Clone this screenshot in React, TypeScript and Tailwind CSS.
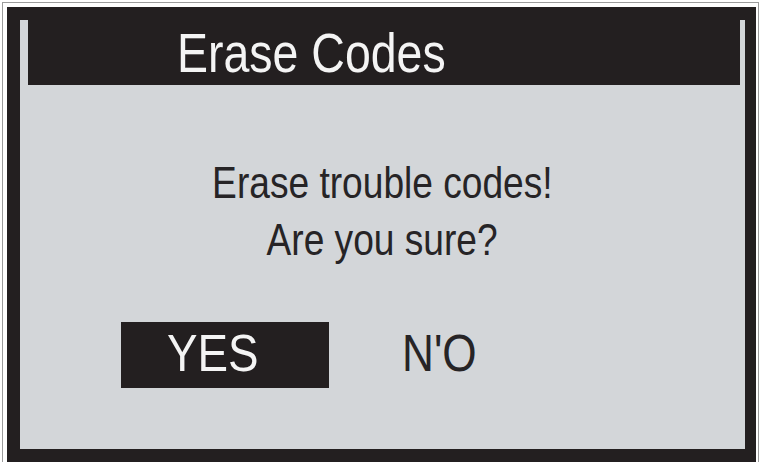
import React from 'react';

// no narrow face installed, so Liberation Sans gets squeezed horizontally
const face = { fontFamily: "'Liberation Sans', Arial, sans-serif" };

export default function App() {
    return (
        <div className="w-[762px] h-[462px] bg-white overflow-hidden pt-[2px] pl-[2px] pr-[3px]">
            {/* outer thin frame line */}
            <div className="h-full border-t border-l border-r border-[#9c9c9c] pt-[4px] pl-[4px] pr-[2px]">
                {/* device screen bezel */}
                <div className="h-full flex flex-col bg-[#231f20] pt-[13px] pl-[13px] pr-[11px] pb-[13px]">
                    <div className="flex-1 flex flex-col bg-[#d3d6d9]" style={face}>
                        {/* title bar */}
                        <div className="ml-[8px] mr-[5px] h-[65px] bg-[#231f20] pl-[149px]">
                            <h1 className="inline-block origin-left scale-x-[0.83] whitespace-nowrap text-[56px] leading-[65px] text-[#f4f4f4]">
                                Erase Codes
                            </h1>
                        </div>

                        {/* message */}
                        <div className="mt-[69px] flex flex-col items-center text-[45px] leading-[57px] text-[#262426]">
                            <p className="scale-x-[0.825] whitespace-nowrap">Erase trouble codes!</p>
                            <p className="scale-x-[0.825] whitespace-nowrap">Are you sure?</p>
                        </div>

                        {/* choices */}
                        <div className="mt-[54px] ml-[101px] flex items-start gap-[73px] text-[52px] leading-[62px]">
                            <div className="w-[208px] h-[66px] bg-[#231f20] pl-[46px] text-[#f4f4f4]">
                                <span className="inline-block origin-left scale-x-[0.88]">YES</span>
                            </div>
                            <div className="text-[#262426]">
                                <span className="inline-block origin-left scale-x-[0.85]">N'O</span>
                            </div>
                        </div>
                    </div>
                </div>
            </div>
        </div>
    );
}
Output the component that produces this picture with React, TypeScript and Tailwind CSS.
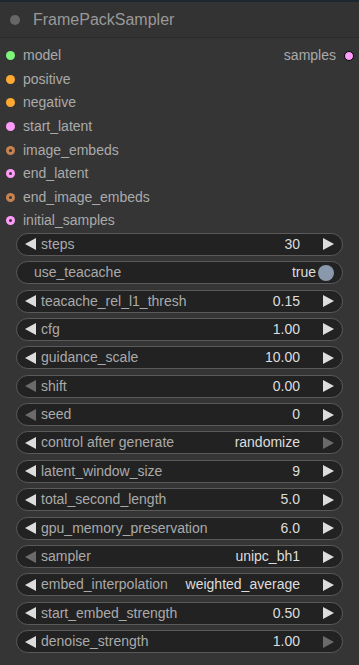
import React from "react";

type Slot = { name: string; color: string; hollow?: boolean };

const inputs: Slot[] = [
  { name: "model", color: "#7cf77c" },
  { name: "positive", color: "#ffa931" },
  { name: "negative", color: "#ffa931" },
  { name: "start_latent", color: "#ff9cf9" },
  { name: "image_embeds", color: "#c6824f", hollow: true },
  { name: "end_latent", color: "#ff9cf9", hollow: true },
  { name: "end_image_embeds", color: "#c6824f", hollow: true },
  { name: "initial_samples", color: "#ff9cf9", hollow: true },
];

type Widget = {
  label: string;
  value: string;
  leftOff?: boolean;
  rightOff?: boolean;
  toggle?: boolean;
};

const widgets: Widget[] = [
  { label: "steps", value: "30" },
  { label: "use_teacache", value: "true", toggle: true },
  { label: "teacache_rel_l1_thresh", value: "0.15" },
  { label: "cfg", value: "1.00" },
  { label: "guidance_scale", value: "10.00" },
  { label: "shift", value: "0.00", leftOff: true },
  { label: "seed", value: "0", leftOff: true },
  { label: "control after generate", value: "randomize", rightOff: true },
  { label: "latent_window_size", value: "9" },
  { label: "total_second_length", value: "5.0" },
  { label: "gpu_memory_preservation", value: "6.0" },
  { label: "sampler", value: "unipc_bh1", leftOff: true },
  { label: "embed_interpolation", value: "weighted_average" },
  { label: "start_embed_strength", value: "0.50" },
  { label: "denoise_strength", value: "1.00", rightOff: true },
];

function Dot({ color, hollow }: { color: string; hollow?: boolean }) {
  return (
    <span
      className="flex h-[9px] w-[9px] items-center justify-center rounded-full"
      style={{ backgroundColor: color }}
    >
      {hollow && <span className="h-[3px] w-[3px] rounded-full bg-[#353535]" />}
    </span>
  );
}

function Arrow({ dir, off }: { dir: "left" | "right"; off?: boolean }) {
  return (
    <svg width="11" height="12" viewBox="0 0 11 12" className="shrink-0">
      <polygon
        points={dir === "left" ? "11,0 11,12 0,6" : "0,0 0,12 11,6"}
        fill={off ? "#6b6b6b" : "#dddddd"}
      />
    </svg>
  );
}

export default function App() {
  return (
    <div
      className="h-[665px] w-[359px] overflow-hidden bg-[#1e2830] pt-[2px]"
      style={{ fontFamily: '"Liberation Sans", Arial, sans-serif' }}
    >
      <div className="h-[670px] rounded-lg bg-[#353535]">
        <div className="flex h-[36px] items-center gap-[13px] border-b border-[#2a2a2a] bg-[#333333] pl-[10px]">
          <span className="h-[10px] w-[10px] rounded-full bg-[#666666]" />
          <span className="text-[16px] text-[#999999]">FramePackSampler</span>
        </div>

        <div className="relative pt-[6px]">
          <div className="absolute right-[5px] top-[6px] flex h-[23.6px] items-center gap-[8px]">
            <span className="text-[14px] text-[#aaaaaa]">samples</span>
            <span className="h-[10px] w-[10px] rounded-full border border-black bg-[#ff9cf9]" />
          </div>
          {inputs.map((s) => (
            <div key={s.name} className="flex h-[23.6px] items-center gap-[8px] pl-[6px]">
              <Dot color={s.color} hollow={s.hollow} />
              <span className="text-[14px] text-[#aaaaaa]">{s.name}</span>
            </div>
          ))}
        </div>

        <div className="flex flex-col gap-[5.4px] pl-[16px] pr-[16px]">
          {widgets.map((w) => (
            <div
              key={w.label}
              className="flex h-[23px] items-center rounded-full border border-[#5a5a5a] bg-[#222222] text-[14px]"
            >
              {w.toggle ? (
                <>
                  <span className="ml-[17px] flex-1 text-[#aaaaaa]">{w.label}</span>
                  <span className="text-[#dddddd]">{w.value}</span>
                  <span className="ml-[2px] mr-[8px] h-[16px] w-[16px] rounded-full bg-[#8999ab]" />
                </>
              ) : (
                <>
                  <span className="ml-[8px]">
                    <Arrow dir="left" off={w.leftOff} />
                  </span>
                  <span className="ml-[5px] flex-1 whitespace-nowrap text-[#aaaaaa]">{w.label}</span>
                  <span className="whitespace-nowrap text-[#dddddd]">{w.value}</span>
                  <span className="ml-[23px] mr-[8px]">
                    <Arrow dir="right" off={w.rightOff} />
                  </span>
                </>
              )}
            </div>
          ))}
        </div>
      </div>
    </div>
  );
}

## What you will do
Repeat the material above in full and exactly, apart from the pictures.

## Exercise answer
Clone this screenshot in React, TypeScript and Tailwind CSS.
import React from 'react';

// no narrow face installed, so Liberation Sans gets squeezed horizontally
const face = { fontFamily: "'Liberation Sans', Arial, sans-serif" };

export default function App() {
    return (
        <div className="w-[762px] h-[462px] bg-white overflow-hidden pt-[2px] pl-[2px] pr-[3px]">
            {/* outer thin frame line */}
            <div className="h-full border-t border-l border-r border-[#9c9c9c] pt-[4px] pl-[4px] pr-[2px]">
                {/* device screen bezel */}
                <div className="h-full flex flex-col bg-[#231f20] pt-[13px] pl-[13px] pr-[11px] pb-[13px]">
                    <div className="flex-1 flex flex-col bg-[#d3d6d9]" style={face}>
                        {/* title bar */}
                        <div className="ml-[8px] mr-[5px] h-[65px] bg-[#231f20] pl-[149px]">
                            <h1 className="inline-block origin-left scale-x-[0.83] whitespace-nowrap text-[56px] leading-[65px] text-[#f4f4f4]">
                                Erase Codes
                            </h1>
                        </div>

                        {/* message */}
                        <div className="mt-[69px] flex flex-col items-center text-[45px] leading-[57px] text-[#262426]">
                            <p className="scale-x-[0.825] whitespace-nowrap">Erase trouble codes!</p>
                            <p className="scale-x-[0.825] whitespace-nowrap">Are you sure?</p>
                        </div>

                        {/* choices */}
                        <div className="mt-[54px] ml-[101px] flex items-start gap-[73px] text-[52px] leading-[62px]">
                            <div className="w-[208px] h-[66px] bg-[#231f20] pl-[46px] text-[#f4f4f4]">
                                <span className="inline-block origin-left scale-x-[0.88]">YES</span>
                            </div>
                            <div className="text-[#262426]">
                                <span className="inline-block origin-left scale-x-[0.85]">N'O</span>
                            </div>
                        </div>
                    </div>
                </div>
            </div>
        </div>
    );
}
Output the component that produces this picture with React, TypeScript and Tailwind CSS.
import React from "react";

type Slot = { name: string; color: string; hollow?: boolean };

const inputs: Slot[] = [
  { name: "model", color: "#7cf77c" },
  { name: "positive", color: "#ffa931" },
  { name: "negative", color: "#ffa931" },
  { name: "start_latent", color: "#ff9cf9" },
  { name: "image_embeds", color: "#c6824f", hollow: true },
  { name: "end_latent", color: "#ff9cf9", hollow: true },
  { name: "end_image_embeds", color: "#c6824f", hollow: true },
  { name: "initial_samples", color: "#ff9cf9", hollow: true },
];

type Widget = {
  label: string;
  value: string;
  leftOff?: boolean;
  rightOff?: boolean;
  toggle?: boolean;
};

const widgets: Widget[] = [
  { label: "steps", value: "30" },
  { label: "use_teacache", value: "true", toggle: true },
  { label: "teacache_rel_l1_thresh", value: "0.15" },
  { label: "cfg", value: "1.00" },
  { label: "guidance_scale", value: "10.00" },
  { label: "shift", value: "0.00", leftOff: true },
  { label: "seed", value: "0", leftOff: true },
  { label: "control after generate", value: "randomize", rightOff: true },
  { label: "latent_window_size", value: "9" },
  { label: "total_second_length", value: "5.0" },
  { label: "gpu_memory_preservation", value: "6.0" },
  { label: "sampler", value: "unipc_bh1", leftOff: true },
  { label: "embed_interpolation", value: "weighted_average" },
  { label: "start_embed_strength", value: "0.50" },
  { label: "denoise_strength", value: "1.00", rightOff: true },
];

function Dot({ color, hollow }: { color: string; hollow?: boolean }) {
  return (
    <span
      className="flex h-[9px] w-[9px] items-center justify-center rounded-full"
      style={{ backgroundColor: color }}
    >
      {hollow && <span className="h-[3px] w-[3px] rounded-full bg-[#353535]" />}
    </span>
  );
}

function Arrow({ dir, off }: { dir: "left" | "right"; off?: boolean }) {
  return (
    <svg width="11" height="12" viewBox="0 0 11 12" className="shrink-0">
      <polygon
        points={dir === "left" ? "11,0 11,12 0,6" : "0,0 0,12 11,6"}
        fill={off ? "#6b6b6b" : "#dddddd"}
      />
    </svg>
  );
}

export default function App() {
  return (
    <div
      className="h-[665px] w-[359px] overflow-hidden bg-[#1e2830] pt-[2px]"
      style={{ fontFamily: '"Liberation Sans", Arial, sans-serif' }}
    >
      <div className="h-[670px] rounded-lg bg-[#353535]">
        <div className="flex h-[36px] items-center gap-[13px] border-b border-[#2a2a2a] bg-[#333333] pl-[10px]">
          <span className="h-[10px] w-[10px] rounded-full bg-[#666666]" />
          <span className="text-[16px] text-[#999999]">FramePackSampler</span>
        </div>

        <div className="relative pt-[6px]">
          <div className="absolute right-[5px] top-[6px] flex h-[23.6px] items-center gap-[8px]">
            <span className="text-[14px] text-[#aaaaaa]">samples</span>
            <span className="h-[10px] w-[10px] rounded-full border border-black bg-[#ff9cf9]" />
          </div>
          {inputs.map((s) => (
            <div key={s.name} className="flex h-[23.6px] items-center gap-[8px] pl-[6px]">
              <Dot color={s.color} hollow={s.hollow} />
              <span className="text-[14px] text-[#aaaaaa]">{s.name}</span>
            </div>
          ))}
        </div>

        <div className="flex flex-col gap-[5.4px] pl-[16px] pr-[16px]">
          {widgets.map((w) => (
            <div
              key={w.label}
              className="flex h-[23px] items-center rounded-full border border-[#5a5a5a] bg-[#222222] text-[14px]"
            >
              {w.toggle ? (
                <>
                  <span className="ml-[17px] flex-1 text-[#aaaaaa]">{w.label}</span>
                  <span className="text-[#dddddd]">{w.value}</span>
                  <span className="ml-[2px] mr-[8px] h-[16px] w-[16px] rounded-full bg-[#8999ab]" />
                </>
              ) : (
                <>
                  <span className="ml-[8px]">
                    <Arrow dir="left" off={w.leftOff} />
                  </span>
                  <span className="ml-[5px] flex-1 whitespace-nowrap text-[#aaaaaa]">{w.label}</span>
                  <span className="whitespace-nowrap text-[#dddddd]">{w.value}</span>
                  <span className="ml-[23px] mr-[8px]">
                    <Arrow dir="right" off={w.rightOff} />
                  </span>
                </>
              )}
            </div>
          ))}
        </div>
      </div>
    </div>
  );
}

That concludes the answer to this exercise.